Aim: The answer is a single number: how many lines hold the string "components".

Raw data:
==================================================
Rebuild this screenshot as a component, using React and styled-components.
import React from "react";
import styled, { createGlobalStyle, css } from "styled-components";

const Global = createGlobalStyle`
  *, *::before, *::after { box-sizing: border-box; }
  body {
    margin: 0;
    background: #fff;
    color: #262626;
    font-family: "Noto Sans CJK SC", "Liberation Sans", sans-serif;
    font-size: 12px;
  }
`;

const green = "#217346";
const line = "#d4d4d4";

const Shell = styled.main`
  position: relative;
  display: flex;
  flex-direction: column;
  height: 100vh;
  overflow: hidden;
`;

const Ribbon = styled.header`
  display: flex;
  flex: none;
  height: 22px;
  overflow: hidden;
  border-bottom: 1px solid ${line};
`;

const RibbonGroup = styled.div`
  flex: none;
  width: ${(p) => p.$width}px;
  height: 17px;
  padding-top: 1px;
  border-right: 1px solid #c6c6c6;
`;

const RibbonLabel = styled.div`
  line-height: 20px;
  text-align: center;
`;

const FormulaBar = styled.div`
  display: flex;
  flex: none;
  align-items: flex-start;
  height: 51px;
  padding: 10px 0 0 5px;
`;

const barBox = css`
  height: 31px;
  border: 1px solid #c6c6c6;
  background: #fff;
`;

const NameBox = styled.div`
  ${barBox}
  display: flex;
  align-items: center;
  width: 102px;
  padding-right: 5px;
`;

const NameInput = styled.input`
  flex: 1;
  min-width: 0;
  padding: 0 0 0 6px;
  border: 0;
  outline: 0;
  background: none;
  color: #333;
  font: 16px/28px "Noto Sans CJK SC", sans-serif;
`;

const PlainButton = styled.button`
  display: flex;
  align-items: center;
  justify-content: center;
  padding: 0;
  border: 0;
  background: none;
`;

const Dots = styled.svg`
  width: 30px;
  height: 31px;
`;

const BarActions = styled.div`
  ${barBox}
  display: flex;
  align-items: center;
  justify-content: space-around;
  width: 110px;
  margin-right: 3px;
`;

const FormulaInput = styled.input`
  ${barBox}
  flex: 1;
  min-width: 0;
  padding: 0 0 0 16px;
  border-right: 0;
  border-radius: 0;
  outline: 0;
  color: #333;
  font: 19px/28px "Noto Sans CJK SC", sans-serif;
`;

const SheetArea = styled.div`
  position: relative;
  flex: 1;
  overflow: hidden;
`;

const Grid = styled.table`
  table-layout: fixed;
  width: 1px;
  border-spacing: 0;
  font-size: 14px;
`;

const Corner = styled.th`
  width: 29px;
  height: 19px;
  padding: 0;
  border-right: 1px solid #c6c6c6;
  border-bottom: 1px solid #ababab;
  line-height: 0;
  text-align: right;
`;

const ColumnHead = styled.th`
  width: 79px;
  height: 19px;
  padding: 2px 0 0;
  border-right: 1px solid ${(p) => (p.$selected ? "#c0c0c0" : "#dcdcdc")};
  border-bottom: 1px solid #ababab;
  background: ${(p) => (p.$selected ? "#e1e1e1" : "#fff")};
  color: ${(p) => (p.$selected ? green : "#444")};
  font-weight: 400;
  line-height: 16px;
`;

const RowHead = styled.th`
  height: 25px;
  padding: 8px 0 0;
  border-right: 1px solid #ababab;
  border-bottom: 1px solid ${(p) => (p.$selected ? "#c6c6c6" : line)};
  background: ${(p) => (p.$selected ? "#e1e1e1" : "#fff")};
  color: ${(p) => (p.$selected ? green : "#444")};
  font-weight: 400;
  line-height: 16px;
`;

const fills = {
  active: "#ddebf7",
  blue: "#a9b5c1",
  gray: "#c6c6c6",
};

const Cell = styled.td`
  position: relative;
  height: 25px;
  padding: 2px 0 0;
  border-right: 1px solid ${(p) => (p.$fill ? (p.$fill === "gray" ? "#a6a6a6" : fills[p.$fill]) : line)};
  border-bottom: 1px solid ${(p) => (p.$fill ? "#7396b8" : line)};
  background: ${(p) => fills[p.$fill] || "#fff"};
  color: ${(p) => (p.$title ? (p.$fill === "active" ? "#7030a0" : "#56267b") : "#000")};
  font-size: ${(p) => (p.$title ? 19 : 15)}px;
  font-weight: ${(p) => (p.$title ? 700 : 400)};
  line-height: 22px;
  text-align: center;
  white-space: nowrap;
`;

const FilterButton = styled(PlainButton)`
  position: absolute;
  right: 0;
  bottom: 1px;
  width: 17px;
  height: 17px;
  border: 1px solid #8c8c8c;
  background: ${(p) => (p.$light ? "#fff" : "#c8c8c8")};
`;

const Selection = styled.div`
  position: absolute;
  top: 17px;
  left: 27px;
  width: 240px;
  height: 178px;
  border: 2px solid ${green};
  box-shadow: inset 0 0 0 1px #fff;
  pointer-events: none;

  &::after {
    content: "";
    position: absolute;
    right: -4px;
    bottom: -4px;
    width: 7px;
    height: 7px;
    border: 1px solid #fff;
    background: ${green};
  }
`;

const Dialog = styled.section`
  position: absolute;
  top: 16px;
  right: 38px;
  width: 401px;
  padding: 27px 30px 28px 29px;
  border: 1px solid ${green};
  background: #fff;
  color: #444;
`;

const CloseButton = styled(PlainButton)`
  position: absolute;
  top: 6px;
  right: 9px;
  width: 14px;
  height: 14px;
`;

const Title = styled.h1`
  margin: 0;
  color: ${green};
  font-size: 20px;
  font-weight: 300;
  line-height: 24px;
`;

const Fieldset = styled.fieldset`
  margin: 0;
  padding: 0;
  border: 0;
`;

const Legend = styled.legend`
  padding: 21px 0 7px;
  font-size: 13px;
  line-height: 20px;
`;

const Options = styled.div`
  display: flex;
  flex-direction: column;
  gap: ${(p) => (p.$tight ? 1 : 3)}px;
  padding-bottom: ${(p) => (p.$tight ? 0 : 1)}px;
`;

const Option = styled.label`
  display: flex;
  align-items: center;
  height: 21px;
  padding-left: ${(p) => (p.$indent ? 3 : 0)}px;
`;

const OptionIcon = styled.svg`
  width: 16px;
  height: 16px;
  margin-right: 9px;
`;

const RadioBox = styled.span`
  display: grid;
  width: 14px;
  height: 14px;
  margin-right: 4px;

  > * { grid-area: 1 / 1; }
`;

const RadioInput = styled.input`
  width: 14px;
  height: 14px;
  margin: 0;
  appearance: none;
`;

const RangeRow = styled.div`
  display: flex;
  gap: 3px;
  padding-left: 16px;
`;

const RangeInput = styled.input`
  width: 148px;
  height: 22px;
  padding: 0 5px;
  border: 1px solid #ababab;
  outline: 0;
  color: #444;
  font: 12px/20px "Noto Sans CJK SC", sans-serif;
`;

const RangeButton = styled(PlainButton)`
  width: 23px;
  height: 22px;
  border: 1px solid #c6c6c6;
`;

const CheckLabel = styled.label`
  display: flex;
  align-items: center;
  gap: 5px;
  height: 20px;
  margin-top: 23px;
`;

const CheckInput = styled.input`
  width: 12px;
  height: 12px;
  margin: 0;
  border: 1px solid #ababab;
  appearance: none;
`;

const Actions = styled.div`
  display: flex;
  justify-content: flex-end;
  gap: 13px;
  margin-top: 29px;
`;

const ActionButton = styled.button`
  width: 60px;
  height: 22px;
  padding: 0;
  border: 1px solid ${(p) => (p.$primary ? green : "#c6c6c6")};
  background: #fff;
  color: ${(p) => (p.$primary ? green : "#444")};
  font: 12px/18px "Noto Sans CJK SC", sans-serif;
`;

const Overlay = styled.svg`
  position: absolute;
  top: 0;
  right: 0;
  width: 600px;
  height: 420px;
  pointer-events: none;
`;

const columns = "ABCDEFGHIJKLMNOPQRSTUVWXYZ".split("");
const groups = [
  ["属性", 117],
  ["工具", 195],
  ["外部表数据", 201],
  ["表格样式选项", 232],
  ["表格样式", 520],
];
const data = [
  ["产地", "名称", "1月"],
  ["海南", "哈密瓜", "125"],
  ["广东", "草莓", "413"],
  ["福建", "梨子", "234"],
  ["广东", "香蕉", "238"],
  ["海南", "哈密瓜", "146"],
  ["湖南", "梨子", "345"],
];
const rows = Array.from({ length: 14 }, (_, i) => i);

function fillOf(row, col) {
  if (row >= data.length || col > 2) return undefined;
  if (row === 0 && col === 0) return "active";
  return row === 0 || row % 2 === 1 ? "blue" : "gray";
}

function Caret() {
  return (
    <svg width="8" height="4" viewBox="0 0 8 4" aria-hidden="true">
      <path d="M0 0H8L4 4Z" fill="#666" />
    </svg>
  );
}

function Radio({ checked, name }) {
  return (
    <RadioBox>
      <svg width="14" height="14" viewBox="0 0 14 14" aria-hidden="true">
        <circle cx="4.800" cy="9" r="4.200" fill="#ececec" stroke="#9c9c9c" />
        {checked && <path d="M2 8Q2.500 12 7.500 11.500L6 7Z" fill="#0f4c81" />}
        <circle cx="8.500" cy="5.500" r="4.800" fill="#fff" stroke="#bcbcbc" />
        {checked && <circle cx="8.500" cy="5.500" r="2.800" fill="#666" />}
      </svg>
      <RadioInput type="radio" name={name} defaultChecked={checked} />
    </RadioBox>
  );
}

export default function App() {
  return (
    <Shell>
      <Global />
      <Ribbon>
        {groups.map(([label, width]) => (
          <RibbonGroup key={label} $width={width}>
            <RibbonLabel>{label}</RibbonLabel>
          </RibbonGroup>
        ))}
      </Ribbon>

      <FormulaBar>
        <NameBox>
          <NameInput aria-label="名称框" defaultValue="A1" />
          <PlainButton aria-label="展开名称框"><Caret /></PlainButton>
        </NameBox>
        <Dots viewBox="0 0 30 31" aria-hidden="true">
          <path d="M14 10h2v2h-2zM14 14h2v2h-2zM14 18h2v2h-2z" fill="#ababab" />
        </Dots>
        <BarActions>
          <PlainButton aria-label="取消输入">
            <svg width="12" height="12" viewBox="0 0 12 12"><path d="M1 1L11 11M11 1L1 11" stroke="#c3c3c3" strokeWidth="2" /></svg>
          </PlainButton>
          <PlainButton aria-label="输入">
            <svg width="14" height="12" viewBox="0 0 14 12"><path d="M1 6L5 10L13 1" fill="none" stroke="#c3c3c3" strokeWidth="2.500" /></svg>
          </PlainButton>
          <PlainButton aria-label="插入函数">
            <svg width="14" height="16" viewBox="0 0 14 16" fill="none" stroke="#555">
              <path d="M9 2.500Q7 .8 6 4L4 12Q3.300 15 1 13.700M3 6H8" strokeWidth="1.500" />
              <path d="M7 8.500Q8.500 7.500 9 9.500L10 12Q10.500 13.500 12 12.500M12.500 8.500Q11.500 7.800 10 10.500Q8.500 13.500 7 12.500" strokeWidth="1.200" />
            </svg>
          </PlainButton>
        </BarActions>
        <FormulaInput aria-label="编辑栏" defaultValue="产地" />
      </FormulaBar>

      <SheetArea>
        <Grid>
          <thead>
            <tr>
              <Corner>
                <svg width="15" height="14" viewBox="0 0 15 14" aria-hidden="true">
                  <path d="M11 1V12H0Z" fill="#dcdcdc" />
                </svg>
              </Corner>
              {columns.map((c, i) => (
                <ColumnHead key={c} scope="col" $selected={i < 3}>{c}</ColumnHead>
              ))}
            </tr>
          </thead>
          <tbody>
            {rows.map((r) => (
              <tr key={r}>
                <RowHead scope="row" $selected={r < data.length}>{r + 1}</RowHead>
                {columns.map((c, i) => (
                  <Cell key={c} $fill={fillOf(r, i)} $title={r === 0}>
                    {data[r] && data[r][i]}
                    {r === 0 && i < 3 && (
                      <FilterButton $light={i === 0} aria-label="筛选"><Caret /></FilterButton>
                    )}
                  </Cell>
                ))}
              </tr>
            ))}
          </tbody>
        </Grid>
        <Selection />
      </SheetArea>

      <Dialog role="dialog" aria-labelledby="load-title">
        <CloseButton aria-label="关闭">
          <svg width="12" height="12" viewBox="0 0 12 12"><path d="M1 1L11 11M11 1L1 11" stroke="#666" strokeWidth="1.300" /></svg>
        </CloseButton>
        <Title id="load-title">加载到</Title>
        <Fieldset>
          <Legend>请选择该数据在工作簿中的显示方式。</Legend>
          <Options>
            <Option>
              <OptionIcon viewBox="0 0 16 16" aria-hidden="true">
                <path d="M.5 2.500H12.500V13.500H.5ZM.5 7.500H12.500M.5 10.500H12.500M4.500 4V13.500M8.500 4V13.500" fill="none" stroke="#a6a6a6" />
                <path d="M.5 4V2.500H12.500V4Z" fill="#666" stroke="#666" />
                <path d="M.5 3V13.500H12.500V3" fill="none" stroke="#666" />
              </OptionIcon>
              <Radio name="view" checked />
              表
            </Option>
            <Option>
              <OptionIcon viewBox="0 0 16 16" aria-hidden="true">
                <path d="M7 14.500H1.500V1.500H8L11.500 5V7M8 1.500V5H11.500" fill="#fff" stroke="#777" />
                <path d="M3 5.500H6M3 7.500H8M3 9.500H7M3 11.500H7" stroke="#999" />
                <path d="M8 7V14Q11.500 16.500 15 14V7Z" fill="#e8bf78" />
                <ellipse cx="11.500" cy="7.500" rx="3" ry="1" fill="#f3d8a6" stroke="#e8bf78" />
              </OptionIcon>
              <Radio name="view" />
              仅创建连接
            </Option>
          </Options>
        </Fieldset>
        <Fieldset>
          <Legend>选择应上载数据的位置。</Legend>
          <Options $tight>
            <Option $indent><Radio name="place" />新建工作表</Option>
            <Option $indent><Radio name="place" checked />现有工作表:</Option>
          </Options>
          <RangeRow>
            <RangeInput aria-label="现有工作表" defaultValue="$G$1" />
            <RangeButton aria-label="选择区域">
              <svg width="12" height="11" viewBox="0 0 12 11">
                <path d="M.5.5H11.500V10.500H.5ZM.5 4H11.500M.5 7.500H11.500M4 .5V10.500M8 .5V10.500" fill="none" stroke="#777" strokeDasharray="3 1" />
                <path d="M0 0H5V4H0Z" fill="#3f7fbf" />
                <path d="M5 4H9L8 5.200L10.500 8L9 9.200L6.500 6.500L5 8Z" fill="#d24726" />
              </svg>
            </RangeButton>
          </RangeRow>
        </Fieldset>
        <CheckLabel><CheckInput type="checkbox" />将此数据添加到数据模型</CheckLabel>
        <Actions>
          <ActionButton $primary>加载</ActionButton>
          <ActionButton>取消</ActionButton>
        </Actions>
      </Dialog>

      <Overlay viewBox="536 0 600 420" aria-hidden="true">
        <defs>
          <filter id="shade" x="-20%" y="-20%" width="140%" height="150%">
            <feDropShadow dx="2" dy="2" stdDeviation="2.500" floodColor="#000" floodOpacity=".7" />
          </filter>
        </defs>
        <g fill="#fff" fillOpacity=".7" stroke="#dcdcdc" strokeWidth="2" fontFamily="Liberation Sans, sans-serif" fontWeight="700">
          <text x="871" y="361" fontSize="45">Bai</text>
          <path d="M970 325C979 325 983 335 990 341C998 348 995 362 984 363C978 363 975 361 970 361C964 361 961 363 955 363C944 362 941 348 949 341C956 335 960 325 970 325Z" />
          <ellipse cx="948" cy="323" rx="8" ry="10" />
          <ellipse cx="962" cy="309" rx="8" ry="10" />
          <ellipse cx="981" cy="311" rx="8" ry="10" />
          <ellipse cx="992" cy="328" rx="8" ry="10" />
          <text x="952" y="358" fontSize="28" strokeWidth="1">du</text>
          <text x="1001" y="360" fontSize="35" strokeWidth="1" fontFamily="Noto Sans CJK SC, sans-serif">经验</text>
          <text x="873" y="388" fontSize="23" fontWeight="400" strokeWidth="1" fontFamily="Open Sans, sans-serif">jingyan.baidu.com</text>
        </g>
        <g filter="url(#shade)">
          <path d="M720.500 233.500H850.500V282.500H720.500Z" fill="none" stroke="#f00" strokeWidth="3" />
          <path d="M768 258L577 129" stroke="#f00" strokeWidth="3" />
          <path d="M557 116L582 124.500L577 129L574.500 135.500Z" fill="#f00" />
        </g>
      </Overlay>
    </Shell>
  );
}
==================================================
Solution to the exercise: 2